• Information shown
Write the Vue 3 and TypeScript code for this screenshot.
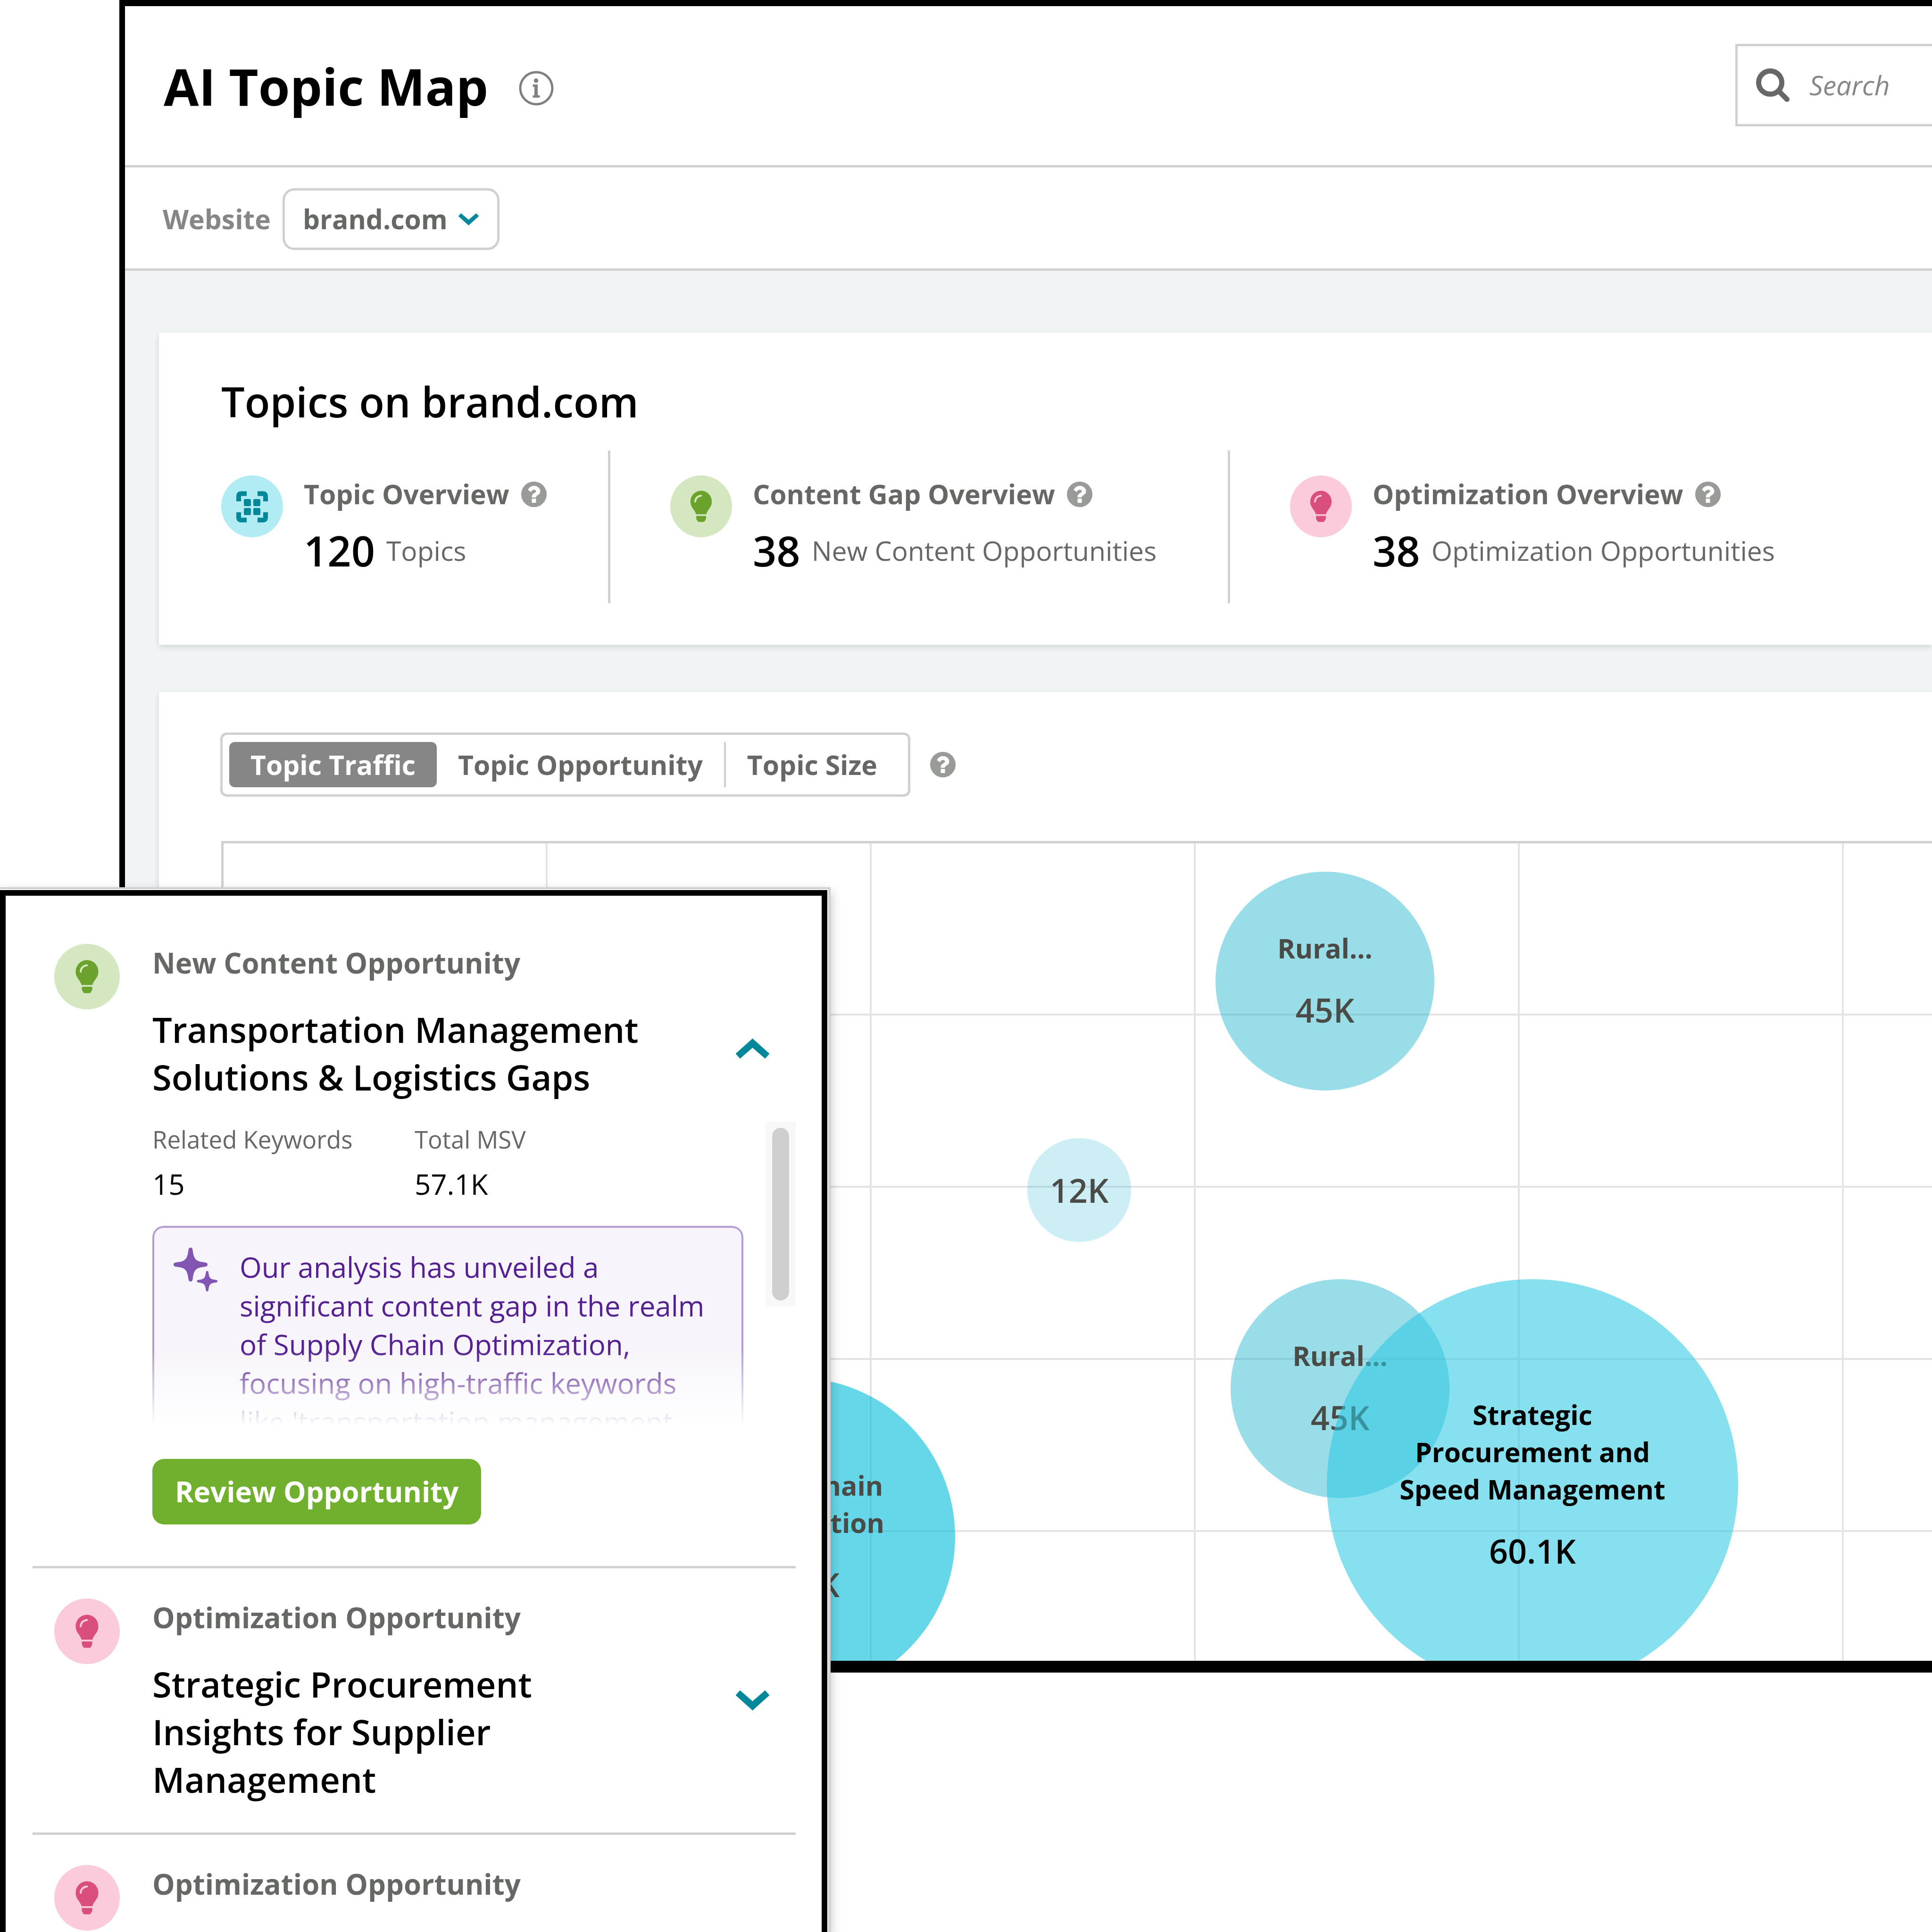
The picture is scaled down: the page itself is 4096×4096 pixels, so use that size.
<script setup lang="ts">
import { ref } from 'vue'

interface Stat {
  kind: 'topic' | 'gap' | 'optimize'
  label: string
  value: number
  unit: string
}

interface Bubble {
  name: string
  value: string
  x: number
  y: number
  size: number
  fill: string
  strong?: boolean
}

interface Opportunity {
  kind: 'gap' | 'optimize'
  label: string
  title: string
  keywords?: string
  msv?: string
  insight?: string
}

const website = ref('brand.com')
const query = ref('')
const metric = ref('Topic Traffic')
const metrics = ['Topic Traffic', 'Topic Opportunity', 'Topic Size']

const stats: Stat[] = [
  { kind: 'topic', label: 'Topic Overview', value: 120, unit: 'Topics' },
  { kind: 'gap', label: 'Content Gap Overview', value: 38, unit: 'New Content Opportunities' },
  { kind: 'optimize', label: 'Optimization Overview', value: 38, unit: 'Optimization Opportunities' },
]

// x and y are bubble centres inside the chart
const bubbles: Bubble[] = [
  { name: 'Rural...', value: '45K', x: 2335, y: 292, size: 464, fill: 'rgba(0, 170, 198, 0.4)' },
  { name: '', value: '12K', x: 1814, y: 735, size: 220, fill: 'rgba(0, 170, 198, 0.2)' },
  { name: 'Supply Chain Optimization', value: '57.1K', x: 1214, y: 1470, size: 674, fill: 'rgba(0, 188, 217, 0.6)' },
  { name: 'Rural...', value: '45K', x: 2367, y: 1156, size: 464, fill: 'rgba(0, 170, 198, 0.4)' },
  { name: 'Strategic Procurement and Speed Management', value: '60.1K', x: 2775, y: 1360, size: 872, fill: 'rgba(43, 201, 225, 0.57)', strong: true },
]

const opportunities: Opportunity[] = [
  {
    kind: 'gap',
    label: 'New Content Opportunity',
    title: 'Transportation Management Solutions & Logistics Gaps',
    keywords: '15',
    msv: '57.1K',
    insight:
      "Our analysis has unveiled a significant content gap in the realm of Supply Chain Optimization, focusing on high-traffic keywords like 'transportation management",
  },
  { kind: 'optimize', label: 'Optimization Opportunity', title: 'Strategic Procurement Insights for Supplier Management' },
  { kind: 'optimize', label: 'Optimization Opportunity', title: '' },
]

const place = (b: Bubble) => ({
  left: `${b.x - b.size / 2}px`,
  top: `${b.y - b.size / 2}px`,
  width: `${b.size}px`,
  height: `${b.size}px`,
  background: b.fill,
})

const helpPath =
  'M1024 1376v-192q0-14-9-23t-23-9h-192q-14 0-23 9t-9 23v192q0 14 9 23t23 9h192q14 0 23-9t9-23zm256-672q0-88-55.5-163t-138.5-116-170-41q-243 0-371 213-15 24 8 42l132 100q7 6 19 6 16 0 25-12 53-68 86-92 34-24 86-24 48 0 85.5 26t37.5 59q0 38-20 61t-68 45q-63 28-115.5 86.5t-52.5 125.5v36q0 14 9 23t23 9h192q14 0 23-9t9-23q0-19 21.5-49.5t54.5-49.5q32-18 49-28.5t46-35 44.5-48 28-60.5 12.5-81zm384 192q0 209-103 385.5t-279.5 279.5-385.5 103-385.5-103-279.5-279.5-103-385.5 103-385.5 279.5-279.5 385.5-103 385.5 103 279.5 279.5 103 385.5z'
const searchPath =
  'M1216 832q0-185-131.5-316.5t-316.5-131.5-316.5 131.5-131.5 316.5 131.5 316.5 316.5 131.5 316.5-131.5 131.5-316.5zm512 832q0 52-38 90t-90 38q-54 0-90-38l-343-342q-179 124-399 124-143 0-273.5-55.5t-225-150-150-225-55.5-273.5 55.5-273.5 150-225 225-150 273.5-55.5 273.5 55.5 225 150 150 225 55.5 273.5q0 220-124 399l343 343q37 37 37 90z'
const bulbPath =
  'M24 0C10.7 0 0 10.7 0 24.5C0 38 9 41 12.5 52.7H35.5C39 41 48 38 48 24.5C48 10.7 37.3 0 24 0ZM13 56.5H35V62C35 63 34.700 63.800 34.200 64.600L31.800 68.500C31.200 69.500 30.300 70 29.200 70H18.800C17.700 70 16.800 69.500 16.200 68.500L13.800 64.600C13.300 63.800 13 63 13 62Z'
const sparkPath =
  'M36 0C38.500 0 40 1.500 40.500 5C43 25 47 29.500 67 31.500C70.500 32 72 33.500 72 36C72 38.500 70.500 40 67 40.500C47 42.500 43 47 40.500 67C40 70.500 38.500 72 36 72C33.500 72 32 70.500 31.500 67C29 47 25 42.500 5 40.500C1.500 40 0 38.500 0 36C0 33.500 1.500 32 5 31.500C25 29.500 29 25 31.500 5C32 1.500 33.500 0 36 0Z'
</script>

<template>
  <div class="page">
    <main class="frame">
      <header class="header">
        <div class="heading">
          <h1>AI Topic Map</h1>
          <svg class="info" viewBox="0 0 74 74" role="img" aria-label="About this page">
            <circle cx="37" cy="37" r="34" fill="none" stroke="currentColor" stroke-width="5" />
            <circle cx="36.500" cy="21" r="4.700" fill="currentColor" />
            <path d="M31 29H40V52H43Q44.500 52 44.500 54V55.500Q44.500 57 43 57H31Q29.500 57 29.500 55.500V54Q29.500 52 31 52H33V34H31Q29.500 34 29.500 32.500V30.500Q29.500 29 31 29Z" fill="currentColor" />
          </svg>
        </div>
        <label class="search">
          <svg class="search-icon" viewBox="64 128 1664 1664" aria-hidden="true"><path :d="searchPath" fill="currentColor" /></svg>
          <input v-model="query" type="text" placeholder="Search" aria-label="Search" />
        </label>
      </header>

      <div class="filters">
        <label for="website">Website</label>
        <div class="select">
          <select id="website" v-model="website">
            <option>brand.com</option>
          </select>
          <svg class="select-arrow" viewBox="0 0 71 42" aria-hidden="true"><path d="M9 1L35.500 24L62 1L70 10L35.500 41L1 10Z" fill="currentColor" stroke="currentColor" stroke-width="2" stroke-linejoin="round" /></svg>
        </div>
      </div>

      <div class="content">
        <section class="card summary">
          <h2>Topics on brand.com</h2>
          <div class="stats">
            <div v-for="s in stats" :key="s.label" class="stat">
              <svg class="stat-icon" :class="s.kind" viewBox="0 0 139 139" aria-hidden="true">
                <circle class="disc" cx="69.500" cy="69.500" r="69.500" />
                <g v-if="s.kind === 'topic'" transform="scale(1.061)">
                  <path d="M54 38.500H42Q37 38.500 37 43.500V55M77 38.500H89Q94 38.500 94 43.500V55M54 94.500H42Q37 94.500 37 89.500V78M77 94.500H89Q94 94.500 94 89.500V78" fill="none" stroke="currentColor" stroke-width="10" />
                  <rect x="48" y="50" width="15" height="15" rx="3" fill="currentColor" />
                  <rect x="68" y="50" width="15" height="15" rx="3" fill="currentColor" />
                  <rect x="48" y="69" width="15" height="15" rx="3" fill="currentColor" />
                  <rect x="68" y="69" width="15" height="15" rx="3" fill="currentColor" />
                </g>
                <g v-else transform="translate(45.500 34.500)">
                  <path :d="bulbPath" fill="currentColor" />
                  <path class="shine" d="M10.500 24.500Q11.500 12.500 24 11" />
                </g>
              </svg>
              <div>
                <p class="stat-label">
                  {{ s.label }}
                  <svg class="help" viewBox="128 128 1536 1536" role="img" aria-label="Help"><path :d="helpPath" fill="currentColor" /></svg>
                </p>
                <p class="stat-value"><strong>{{ s.value }}</strong><span>{{ s.unit }}</span></p>
              </div>
            </div>
          </div>
        </section>

        <section class="card map">
          <div class="toolbar">
            <div class="segments">
              <button v-for="m in metrics" :key="m" type="button" :class="{ active: m === metric }" @click="metric = m">{{ m }}</button>
            </div>
            <svg class="help" viewBox="128 128 1536 1536" role="img" aria-label="Help"><path :d="helpPath" fill="currentColor" /></svg>
          </div>
          <div class="chart">
            <div v-for="(b, i) in bubbles" :key="i" class="bubble" :class="{ strong: b.strong }" :style="place(b)">
              <span v-if="b.name" class="bubble-name">{{ b.name }}</span>
              <span class="bubble-value">{{ b.value }}</span>
            </div>
          </div>
        </section>
      </div>
    </main>

    <aside class="panel">
      <div class="panel-body">
        <article v-for="(o, i) in opportunities" :key="i" class="item">
          <svg class="item-icon" :class="o.kind" viewBox="0 0 139 139" aria-hidden="true">
            <circle class="disc" cx="69.500" cy="69.500" r="69.500" />
            <g transform="translate(45.500 34.500)">
              <path :d="bulbPath" fill="currentColor" />
              <path class="shine" d="M10.500 24.500Q11.500 12.500 24 11" />
            </g>
          </svg>
          <div class="item-content">
            <p class="item-label">{{ o.label }}</p>
            <div v-if="o.title" class="item-head">
              <h3>{{ o.title }}</h3>
              <button type="button" class="toggle" :aria-label="o.insight ? 'Collapse' : 'Expand'">
                <svg viewBox="0 0 71 48" aria-hidden="true">
                  <path v-if="o.insight" d="M9 47L35.500 24L62 47L70 38L35.500 7L1 38Z" fill="currentColor" stroke="currentColor" stroke-width="2" stroke-linejoin="round" />
                  <path v-else d="M9 1L35.500 24L62 1L70 10L35.500 41L1 10Z" fill="currentColor" stroke="currentColor" stroke-width="2" stroke-linejoin="round" />
                </svg>
              </button>
            </div>
            <template v-if="o.insight">
              <div class="details">
                <div class="details-body">
                  <dl>
                    <div><dt>Related Keywords</dt><dd>{{ o.keywords }}</dd></div>
                    <div><dt>Total MSV</dt><dd>{{ o.msv }}</dd></div>
                  </dl>
                  <div class="insight">
                    <svg class="sparkles" viewBox="0 0 93 93" aria-hidden="true">
                      <path :d="sparkPath" fill="currentColor" />
                      <path :d="sparkPath" fill="currentColor" transform="translate(49.500 49.500) scale(0.604)" />
                    </svg>
                    <p>{{ o.insight }}</p>
                  </div>
                </div>
                <div class="scroll-track"><div class="scroll-thumb"></div></div>
              </div>
              <button type="button" class="review">Review Opportunity</button>
            </template>
          </div>
        </article>
      </div>
    </aside>
  </div>
</template>

<style>
body {
  background: #fff;
}
</style>

<style scoped>
.page {
  position: relative;
  box-sizing: border-box;
  min-height: 100vh;
  padding-left: 253px;
  overflow: hidden;
  font-family: 'Open Sans', 'Noto Sans', sans-serif;
  font-size: 57px;
  line-height: 79px;
  color: #000;
}
.page * {
  box-sizing: border-box;
}
h1, h2, h3, p, dl, dd {
  margin: 0;
}
svg {
  display: block;
  flex: none;
}
button, input, select {
  margin: 0;
  font: inherit;
  color: inherit;
}

.frame {
  border: solid #000;
  border-width: 13px 0 25px 12px;
  background: #f0f4f5;
}

.header {
  display: flex;
  align-items: center;
  justify-content: space-between;
  height: 342px;
  padding: 0 0 2px 82px;
  border-bottom: 5px solid #d0d0d0;
  background: #fff;
}
.heading {
  display: flex;
  align-items: center;
  gap: 65px;
  padding-top: 4px;
}
h1 {
  font-size: 108px;
  font-weight: 700;
  line-height: 148px;
}
.info {
  width: 74px;
  height: 74px;
  margin-top: 8px;
  color: #808080;
}
.search {
  display: flex;
  align-items: center;
  gap: 42px;
  width: 417px;
  height: 175px;
  padding-left: 39px;
  border: 5px solid #d0d0d0;
  border-right: 0;
}
.search-icon {
  width: 71px;
  height: 71px;
  color: #666866;
}
.search input {
  flex: 1;
  min-width: 0;
  padding: 0;
  border: 0;
  background: none;
  font-style: italic;
  outline: none;
}
.search input::placeholder {
  color: #868686;
  opacity: 1;
}

.filters {
  display: flex;
  align-items: center;
  gap: 25px;
  height: 219px;
  padding: 5px 0 0 80px;
  border-bottom: 5px solid #d0d0d0;
  background: #fff;
  font-weight: 700;
  color: #868686;
}
.select {
  position: relative;
  width: 460px;
}
.select select {
  display: block;
  width: 100%;
  height: 131px;
  padding: 0 38px;
  border: 5px solid #d0d0d0;
  border-radius: 25px;
  background: #fff;
  color: #666866;
  appearance: none;
}
.select-arrow {
  position: absolute;
  top: 53px;
  right: 44px;
  width: 43px;
  height: 26px;
  color: #00889a;
  pointer-events: none;
}

.content {
  display: flex;
  flex-direction: column;
  gap: 100px;
  padding: 131px 0 0 72px;
}
.card {
  padding-left: 132px;
  background: #fff;
  box-shadow: 0 5px 12px rgba(0, 0, 0, 0.12);
}
.summary {
  padding-top: 86px;
  padding-bottom: 88px;
}
h2 {
  margin-bottom: 44px;
  font-size: 88px;
  font-weight: 600;
  line-height: 120px;
}
.stats {
  display: grid;
  grid-template-columns: 820px 1314px 1fr;
}
.stat {
  display: flex;
  gap: 44px;
  height: 324px;
  padding-top: 53px;
}
.stat + .stat {
  padding-left: 127px;
  border-left: 5px solid #d0d0d0;
}
.stat-icon {
  width: 131px;
  height: 131px;
}
.disc {
  fill: var(--tint);
}
.shine {
  fill: none;
  stroke: var(--tint);
  stroke-width: 4;
  stroke-linecap: round;
}
.topic {
  --tint: #b1ebf3;
  color: #00889a;
}
.gap {
  --tint: #d5e7c0;
  color: #6aa22b;
}
.optimize {
  --tint: #f9cbdb;
  color: #da4e7e;
}
.stat-label {
  display: flex;
  align-items: center;
  gap: 25px;
  font-weight: 700;
  color: #666866;
}
.help {
  width: 54px;
  height: 54px;
  color: #999b99;
}
.stat-value {
  display: flex;
  align-items: center;
  gap: 24px;
  margin-top: 20px;
  color: #666866;
  line-height: 120px;
  white-space: nowrap;
}
.stat-value strong {
  font-size: 88px;
  font-weight: 600;
  color: #000;
}

.map {
  padding-top: 86px;
}
.toolbar {
  display: flex;
  align-items: center;
  gap: 42px;
  margin-bottom: 94px;
}
.segments {
  display: flex;
  height: 136px;
  margin-left: -2px;
  padding: 15px 20px 15px 14px;
  border: 5px solid #d0d0d0;
  border-radius: 14px;
}
.segments button {
  padding: 0 45px;
  border: 0;
  background: none;
  font-weight: 700;
  color: #666866;
  cursor: pointer;
}
.segments button:last-child {
  border-left: 4px solid #d0d0d0;
}
.segments .active {
  border-radius: 12px;
  background: #868686;
  color: #fff;
}

.chart {
  position: relative;
  height: 1738px;
  overflow: hidden;
  border: solid #d0d0d0;
  border-width: 5px 0 0 5px;
  background:
    linear-gradient(to right, transparent 683px, #e4e4e4 683px) 0 0 / 687px 100%,
    linear-gradient(to bottom, transparent 361px, #e4e4e4 361px) 0 0 / 100% 365px;
}
.bubble {
  position: absolute;
  display: flex;
  flex-direction: column;
  align-items: center;
  justify-content: center;
  gap: 43px;
  border-radius: 50%;
  color: #4a4a46;
  text-align: center;
}
.bubble.strong {
  color: #000;
}
.bubble-name {
  max-width: 600px;
  padding: 0 10px;
  font-weight: 700;
}
.bubble:not(.strong) .bubble-name {
  max-width: 480px;
}
.bubble-value {
  font-size: 70px;
  font-weight: 600;
  line-height: 96px;
}

.panel {
  position: absolute;
  top: 1881px;
  bottom: 0;
  left: 0;
  width: 1761px;
  padding: 2px 2px 0 0;
  border: solid #d0d0d0;
  border-width: 4px 5px 0 0;
  background: #fff;
  box-shadow: 0 10px 22px rgba(0, 0, 0, 0.25);
}
.panel-body {
  min-height: 100%;
  padding: 38px 55px 0 57px;
  border: solid #000;
  border-width: 12px 12px 0;
}
.item {
  display: flex;
  gap: 69px;
  padding: 64px 0 62px 46px;
}
.item + .item {
  border-top: 5px solid #d0d0d0;
}
.item:first-child {
  padding-bottom: 88px;
}
.item-icon {
  width: 139px;
  height: 139px;
}
.item-content {
  flex: 1;
  min-width: 0;
}
.item-label {
  font-size: 60px;
  font-weight: 700;
  line-height: 80px;
  color: #666866;
}
.item-head {
  display: flex;
  align-items: flex-start;
  justify-content: space-between;
  margin-top: 51px;
  padding-right: 56px;
}
h3 {
  max-width: 1070px;
  font-size: 74px;
  font-weight: 600;
  line-height: 101px;
}
.toggle {
  margin-top: 64px;
  padding: 0;
  border: 0;
  background: none;
  color: #00889a;
  cursor: pointer;
}
.toggle svg {
  width: 71px;
  height: 48px;
}
.details {
  display: flex;
  align-items: flex-start;
  justify-content: space-between;
  height: 644px;
  margin-top: 44px;
  overflow: hidden;
}
.details-body {
  width: 1253px;
}
dl {
  display: grid;
  grid-template-columns: 556px 1fr;
}
dt {
  font-size: 51px;
  line-height: 75px;
  color: #666866;
}
dd {
  margin-top: 18px;
  font-size: 60px;
}
.insight {
  display: flex;
  gap: 47px;
  height: 423px;
  margin-top: 49px;
  padding: 42px 41px 0;
  overflow: hidden;
  border: solid #b39bd3;
  border-width: 4px 4px 0;
  border-radius: 24px 24px 0 0;
  background: #f7f5fb;
  color: #552092;
  font-size: 60px;
  line-height: 82px;
  -webkit-mask-image: linear-gradient(#000 62%, transparent);
  mask-image: linear-gradient(#000 62%, transparent);
}
.sparkles {
  width: 93px;
  height: 93px;
  color: #8255b3;
}
.scroll-track {
  width: 64px;
  height: 392px;
  padding: 13px 14px;
  background: #f8f8f8;
}
.scroll-thumb {
  height: 100%;
  border-radius: 18px;
  background: #cfcfcf;
}
.review {
  display: block;
  height: 139px;
  margin-top: 71px;
  padding: 0 48px;
  border: 0;
  border-radius: 25px;
  background: #71b02f;
  color: #fff;
  font-size: 60px;
  font-weight: 700;
  cursor: pointer;
}
</style>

• Short problem
Pictures stay out. Repeat only the lines from the beginning of the data through the line that has "const metrics = ['Topic".

• Answer to the problem
Write the Vue 3 and TypeScript code for this screenshot.
The picture is scaled down: the page itself is 4096×4096 pixels, so use that size.
<script setup lang="ts">
import { ref } from 'vue'

interface Stat {
  kind: 'topic' | 'gap' | 'optimize'
  label: string
  value: number
  unit: string
}

interface Bubble {
  name: string
  value: string
  x: number
  y: number
  size: number
  fill: string
  strong?: boolean
}

interface Opportunity {
  kind: 'gap' | 'optimize'
  label: string
  title: string
  keywords?: string
  msv?: string
  insight?: string
}

const website = ref('brand.com')
const query = ref('')
const metric = ref('Topic Traffic')
const metrics = ['Topic Traffic', 'Topic Opportunity', 'Topic Size']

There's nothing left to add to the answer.